LONDON (Reuters) – Aryna Sabalenka wears a tiger tattoo on her left forearm and packs a fearsome punch with a mighty serve but until this week the world number two has played more like a kitten at the Grand Slam events.
On Tuesday, however, the 23-year-old Belarusian bared her claws in ferocious fashion to power past Tunisian Ons Jabeur 6-4 6-3 and reach the semi-finals at Wimbledon.
Despite being the second seed, few would have batted an eyelid had Sabalenka joined the exodus of the big names in the first week of the tournament.
After all, despite an impressive 10 career WTA titles, she had never got past the second round at Wimbledon and her deepest runs at a Grand Slam were to the fourth round at the 2018 U.S. Open and this year’s Australian Open.

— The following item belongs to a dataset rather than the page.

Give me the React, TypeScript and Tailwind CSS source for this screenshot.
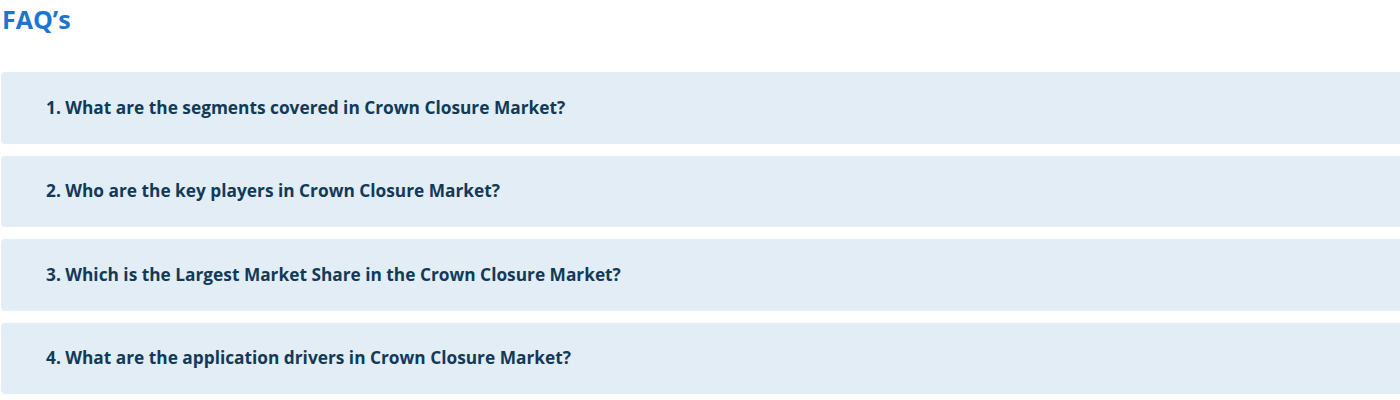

Entering this year’s Wimbledon she was the only top-20 seed yet to reach a major quarter-final, but something appears to have clicked and finally she has harnessed her natural power and athleticism with greater self-belief.
“I was struggling on the Grand Slams with all emotions going through. After every slam I was so disappointed about myself that I can’t handle this pressure,” she told reporters, after setting up a clash with fellow big-hitter Karolina Pliskova.
“I actually thought that I will never make it to the second week. “We worked a lot with my psychologist and with my coach.”
Asked what was getting her through the pressure moments this week, she said it was simple.
“Just breathe. Keep fighting. Keep doing everything you can. That’s it. Actually, that’s it.”
Growing up in Minsk, grass is hardly a natural surface for Sabalenka. Tunisian Jabeur was exactly the kind of tricky player to exploit any mental doubts, but apart from some clumsy errors on a couple of set points in the 10th game of the first set, Sabalenka was dominant as her firepower held sway.
“I just enjoy everything on this surface. It’s actually tough to play on the grass, but I really enjoy every second on the court. It’s about everything: about serving, about returning, about moving, about everything actually,” she said.
Tennis can be such a mentally demanding sport and over-thinking can be a dream killer. For Sabalenka, just channelling the inner tiger, turning the power dial up to 10 and thumping forehands and backhands, might just be the best policy.
“Since I start playing tennis, I was just working, just enjoying, just fighting, just hitting the ball so hard. I wasn’t really thinking about being on this level,” she said.
“Today it surprised me but I didn’t feel that pressure of being in the quarter-final for the first time.”